Exercise details → For this exercise, repeat all of the material verbatim apart from its images.

Data excerpt →
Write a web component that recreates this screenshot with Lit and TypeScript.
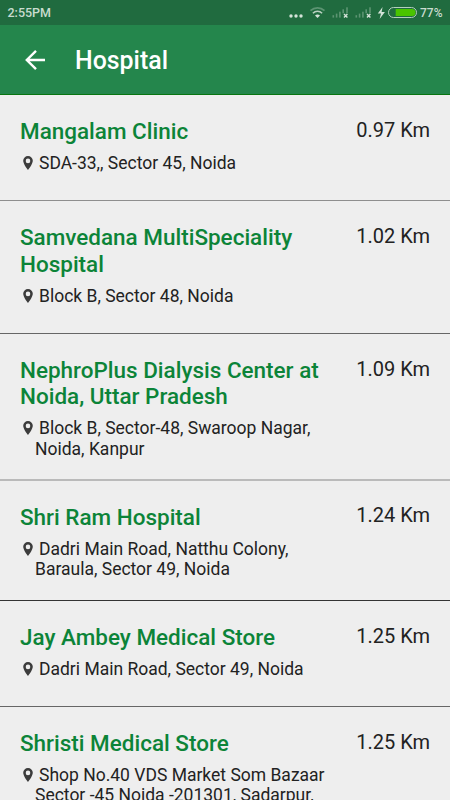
import { LitElement, html, css, svg } from "lit";
import { customElement, property } from "lit/decorators.js";

interface Place {
  name: string[];
  address: string[];
  distance: string;
}

const PLACES: Place[] = [
  { name: ["Mangalam Clinic"], address: ["SDA-33,, Sector 45, Noida"], distance: "0.97 Km" },
  { name: ["Samvedana MultiSpeciality", "Hospital"], address: ["Block B, Sector 48, Noida"], distance: "1.02 Km" },
  {
    name: ["NephroPlus Dialysis Center at", "Noida, Uttar Pradesh"],
    address: ["Block B, Sector-48, Swaroop Nagar,", "Noida, Kanpur"],
    distance: "1.09 Km",
  },
  { name: ["Shri Ram Hospital"], address: ["Dadri Main Road, Natthu Colony,", "Baraula, Sector 49, Noida"], distance: "1.24 Km" },
  { name: ["Jay Ambey Medical Store"], address: ["Dadri Main Road, Sector 49, Noida"], distance: "1.25 Km" },
  {
    name: ["Shristi Medical Store"],
    address: ["Shop No.40 VDS Market Som Bazaar", "Sector -45 Noida -201301, Sadarpur,"],
    distance: "1.25 Km",
  },
];

@customElement("status-bar")
export class StatusBar extends LitElement {
  static styles = css`
    :host {
      display: flex;
      align-items: center;
      justify-content: space-between;
      height: 25px;
      padding: 1px 8px 0 7.5px;
      background: #206b3f;
      color: #c9dccf;
      font: 500 12.5px/24px Roboto, sans-serif;
      box-sizing: border-box;
    }
    .icons { display: flex; align-items: center; }
    .icons svg { display: block; margin-top: -1px; }
    .percent { width: 22px; font-size: 12px; }
  `;

  private signal(x: number) {
    return svg`
      <g fill="#5c9472">
        <rect x=${x} y="15.2" width="1.6" height="2.4"></rect>
        <rect x=${x + 3.3} y="13.6" width="1.6" height="4"></rect>
        <rect x=${x + 6.6} y="11.7" width="1.6" height="5.9"></rect>
        <rect x=${x + 9.9} y="9.3" width="1.6" height="4"></rect>
        <rect x=${x + 13.7} y="7.3" width="1.6" height="6"></rect>
      </g>
      <path d="M${x + 11.5} 14l3.4 3.6m0-3.6l-3.4 3.6" stroke="#d5e3d9" stroke-width="1.4"></path>
    `;
  }

  render() {
    return html`
      <span>2:55PM</span>
      <span class="icons">
        <svg width="132" height="25" viewBox="288 0 132 25" fill="none">
          <g fill="#d5e3d9">
            <circle cx="291" cy="16" r="1.7"></circle>
            <circle cx="296" cy="16" r="1.7"></circle>
            <circle cx="301" cy="16" r="1.7"></circle>
          </g>
          <path d="M310.5 10.7a10.2 10.2 0 0 1 14 0" stroke="#5c9472" stroke-width="1.7"></path>
          <path d="M312.9 13.2a6.5 6.5 0 0 1 9.2 0" stroke="#b9d0c1" stroke-width="1.6"></path>
          <path d="M315 15.6a3.6 3.6 0 0 1 5 0L317.5 18z" fill="#d5e3d9"></path>
          ${this.signal(332.5)} ${this.signal(355.5)}
          <path d="M382.6 7l-4.8 6.5h3.2l-1.4 5.5 5.3-7.1h-3.3z" fill="#d5e3d9"></path>
          <rect x="388.5" y="7.5" width="28" height="10" rx="5" stroke="#b4cfbd"></rect>
          <path d="M395.7 9h16.3a3.5 3.5 0 0 1 0 7h-16.3z" fill="#4ac400"></path>
        </svg>
        <span class="percent">77%</span>
      </span>
    `;
  }
}

@customElement("place-row")
export class PlaceRow extends LitElement {
  @property({ attribute: false }) place!: Place;

  static styles = css`
    :host {
      display: flex;
      justify-content: space-between;
      flex: none;
      padding: 23px 20px 20.7px;
      border-bottom: 1px solid #8e8e8e;
      box-sizing: border-box;
      font-family: Roboto, sans-serif;
      white-space: nowrap;
    }
    .name {
      color: #0c8438;
      font-size: 22.48px;
      font-weight: 500;
      line-height: 26.6px;
    }
    .address {
      min-height: 26.4px;
      margin-top: 8.4px;
      padding-left: 15px;
      color: #222;
      font-size: 17.5px;
      line-height: 20.3px;
    }
    .first { display: flex; align-items: center; margin-left: -12.5px; }
    .pin { flex: none; margin: 0 6.5px 0 0; }
    .distance {
      margin-top: -0.2px;
      color: #222;
      font-size: 20px;
      line-height: 24px;
    }
  `;

  render() {
    const [first, ...rest] = this.place.address;
    return html`
      <div>
        ${this.place.name.map((line) => html`<div class="name">${line}</div>`)}
        <div class="address">
          <div class="first">
            <svg class="pin" width="10" height="14" viewBox="0 0 10 14">
              <path fill="#3c3c3c" fill-rule="evenodd"
                d="M5 0a4.8 4.8 0 0 1 4.8 4.8C9.8 8.2 5 14 5 14S.2 8.2.2 4.8A4.8 4.8 0 0 1 5 0zM5 2.6a2.3 2.3 0 1 0 0 4.6 2.3 2.3 0 0 0 0-4.6z"></path>
            </svg>
            <span>${first}</span>
          </div>
          ${rest.map((line) => html`<div>${line}</div>`)}
        </div>
      </div>
      <div class="distance">${this.place.distance}</div>
    `;
  }
}

@customElement("app-root")
export class AppRoot extends LitElement {
  static styles = css`
    :host {
      display: flex;
      flex-direction: column;
      width: 450px;
      height: 800px;
      overflow: hidden;
      background: #eee;
      font-family: Roboto, sans-serif;
    }
    status-bar { flex: none; }
    .bar {
      display: flex;
      align-items: center;
      flex: none;
      height: 70px;
      padding-left: 25px;
      box-sizing: border-box;
      background: #24864c;
      border-bottom: 1px solid #087510;
      color: #fff;
    }
    .back { margin-right: 30px; }
    .title {
      font-size: 24.9px;
      font-weight: 500;
      line-height: 30px;
      padding-top: 2px;
    }
    .list {
      display: flex;
      flex-direction: column;
      flex: 1;
      min-height: 0;
      overflow: hidden;
    }
    place-row:nth-child(2), place-row:nth-child(5) { border-bottom-color: #666; }
    place-row:nth-child(3) {
      border-bottom: 2px solid #bababa;
      padding-bottom: 19.7px;
    }
    place-row:nth-child(4) { border-bottom-color: #333; }
  `;

  render() {
    return html`
      <status-bar></status-bar>
      <div class="bar">
        <svg class="back" width="20" height="20" viewBox="0 0 20 20" fill="none" stroke="#fff" stroke-width="2.4">
          <path d="M20 10H2M11 .9L1.8 10l9.2 9.1"></path>
        </svg>
        <div class="title">Hospital</div>
      </div>
      <div class="list">
        ${PLACES.map((place) => html`<place-row .place=${place}></place-row>`)}
      </div>
    `;
  }
}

Answer in full →
Write a web component that recreates this screenshot with Lit and TypeScript.
import { LitElement, html, css, svg } from "lit";
import { customElement, property } from "lit/decorators.js";

interface Place {
  name: string[];
  address: string[];
  distance: string;
}

const PLACES: Place[] = [
  { name: ["Mangalam Clinic"], address: ["SDA-33,, Sector 45, Noida"], distance: "0.97 Km" },
  { name: ["Samvedana MultiSpeciality", "Hospital"], address: ["Block B, Sector 48, Noida"], distance: "1.02 Km" },
  {
    name: ["NephroPlus Dialysis Center at", "Noida, Uttar Pradesh"],
    address: ["Block B, Sector-48, Swaroop Nagar,", "Noida, Kanpur"],
    distance: "1.09 Km",
  },
  { name: ["Shri Ram Hospital"], address: ["Dadri Main Road, Natthu Colony,", "Baraula, Sector 49, Noida"], distance: "1.24 Km" },
  { name: ["Jay Ambey Medical Store"], address: ["Dadri Main Road, Sector 49, Noida"], distance: "1.25 Km" },
  {
    name: ["Shristi Medical Store"],
    address: ["Shop No.40 VDS Market Som Bazaar", "Sector -45 Noida -201301, Sadarpur,"],
    distance: "1.25 Km",
  },
];

@customElement("status-bar")
export class StatusBar extends LitElement {
  static styles = css`
    :host {
      display: flex;
      align-items: center;
      justify-content: space-between;
      height: 25px;
      padding: 1px 8px 0 7.5px;
      background: #206b3f;
      color: #c9dccf;
      font: 500 12.5px/24px Roboto, sans-serif;
      box-sizing: border-box;
    }
    .icons { display: flex; align-items: center; }
    .icons svg { display: block; margin-top: -1px; }
    .percent { width: 22px; font-size: 12px; }
  `;

  private signal(x: number) {
    return svg`
      <g fill="#5c9472">
        <rect x=${x} y="15.2" width="1.6" height="2.4"></rect>
        <rect x=${x + 3.3} y="13.6" width="1.6" height="4"></rect>
        <rect x=${x + 6.6} y="11.7" width="1.6" height="5.9"></rect>
        <rect x=${x + 9.9} y="9.3" width="1.6" height="4"></rect>
        <rect x=${x + 13.7} y="7.3" width="1.6" height="6"></rect>
      </g>
      <path d="M${x + 11.5} 14l3.4 3.6m0-3.6l-3.4 3.6" stroke="#d5e3d9" stroke-width="1.4"></path>
    `;
  }

  render() {
    return html`
      <span>2:55PM</span>
      <span class="icons">
        <svg width="132" height="25" viewBox="288 0 132 25" fill="none">
          <g fill="#d5e3d9">
            <circle cx="291" cy="16" r="1.7"></circle>
            <circle cx="296" cy="16" r="1.7"></circle>
            <circle cx="301" cy="16" r="1.7"></circle>
          </g>
          <path d="M310.5 10.7a10.2 10.2 0 0 1 14 0" stroke="#5c9472" stroke-width="1.7"></path>
          <path d="M312.9 13.2a6.5 6.5 0 0 1 9.2 0" stroke="#b9d0c1" stroke-width="1.6"></path>
          <path d="M315 15.6a3.6 3.6 0 0 1 5 0L317.5 18z" fill="#d5e3d9"></path>
          ${this.signal(332.5)} ${this.signal(355.5)}
          <path d="M382.6 7l-4.8 6.5h3.2l-1.4 5.5 5.3-7.1h-3.3z" fill="#d5e3d9"></path>
          <rect x="388.5" y="7.5" width="28" height="10" rx="5" stroke="#b4cfbd"></rect>
          <path d="M395.7 9h16.3a3.5 3.5 0 0 1 0 7h-16.3z" fill="#4ac400"></path>
        </svg>
        <span class="percent">77%</span>
      </span>
    `;
  }
}

@customElement("place-row")
export class PlaceRow extends LitElement {
  @property({ attribute: false }) place!: Place;

  static styles = css`
    :host {
      display: flex;
      justify-content: space-between;
      flex: none;
      padding: 23px 20px 20.7px;
      border-bottom: 1px solid #8e8e8e;
      box-sizing: border-box;
      font-family: Roboto, sans-serif;
      white-space: nowrap;
    }
    .name {
      color: #0c8438;
      font-size: 22.48px;
      font-weight: 500;
      line-height: 26.6px;
    }
    .address {
      min-height: 26.4px;
      margin-top: 8.4px;
      padding-left: 15px;
      color: #222;
      font-size: 17.5px;
      line-height: 20.3px;
    }
    .first { display: flex; align-items: center; margin-left: -12.5px; }
    .pin { flex: none; margin: 0 6.5px 0 0; }
    .distance {
      margin-top: -0.2px;
      color: #222;
      font-size: 20px;
      line-height: 24px;
    }
  `;

  render() {
    const [first, ...rest] = this.place.address;
    return html`
      <div>
        ${this.place.name.map((line) => html`<div class="name">${line}</div>`)}
        <div class="address">
          <div class="first">
            <svg class="pin" width="10" height="14" viewBox="0 0 10 14">
              <path fill="#3c3c3c" fill-rule="evenodd"
                d="M5 0a4.8 4.8 0 0 1 4.8 4.8C9.8 8.2 5 14 5 14S.2 8.2.2 4.8A4.8 4.8 0 0 1 5 0zM5 2.6a2.3 2.3 0 1 0 0 4.6 2.3 2.3 0 0 0 0-4.6z"></path>
            </svg>
            <span>${first}</span>
          </div>
          ${rest.map((line) => html`<div>${line}</div>`)}
        </div>
      </div>
      <div class="distance">${this.place.distance}</div>
    `;
  }
}

@customElement("app-root")
export class AppRoot extends LitElement {
  static styles = css`
    :host {
      display: flex;
      flex-direction: column;
      width: 450px;
      height: 800px;
      overflow: hidden;
      background: #eee;
      font-family: Roboto, sans-serif;
    }
    status-bar { flex: none; }
    .bar {
      display: flex;
      align-items: center;
      flex: none;
      height: 70px;
      padding-left: 25px;
      box-sizing: border-box;
      background: #24864c;
      border-bottom: 1px solid #087510;
      color: #fff;
    }
    .back { margin-right: 30px; }
    .title {
      font-size: 24.9px;
      font-weight: 500;
      line-height: 30px;
      padding-top: 2px;
    }
    .list {
      display: flex;
      flex-direction: column;
      flex: 1;
      min-height: 0;
      overflow: hidden;
    }
    place-row:nth-child(2), place-row:nth-child(5) { border-bottom-color: #666; }
    place-row:nth-child(3) {
      border-bottom: 2px solid #bababa;
      padding-bottom: 19.7px;
    }
    place-row:nth-child(4) { border-bottom-color: #333; }
  `;

  render() {
    return html`
      <status-bar></status-bar>
      <div class="bar">
        <svg class="back" width="20" height="20" viewBox="0 0 20 20" fill="none" stroke="#fff" stroke-width="2.4">
          <path d="M20 10H2M11 .9L1.8 10l9.2 9.1"></path>
        </svg>
        <div class="title">Hospital</div>
      </div>
      <div class="list">
        ${PLACES.map((place) => html`<place-row .place=${place}></place-row>`)}
      </div>
    `;
  }
}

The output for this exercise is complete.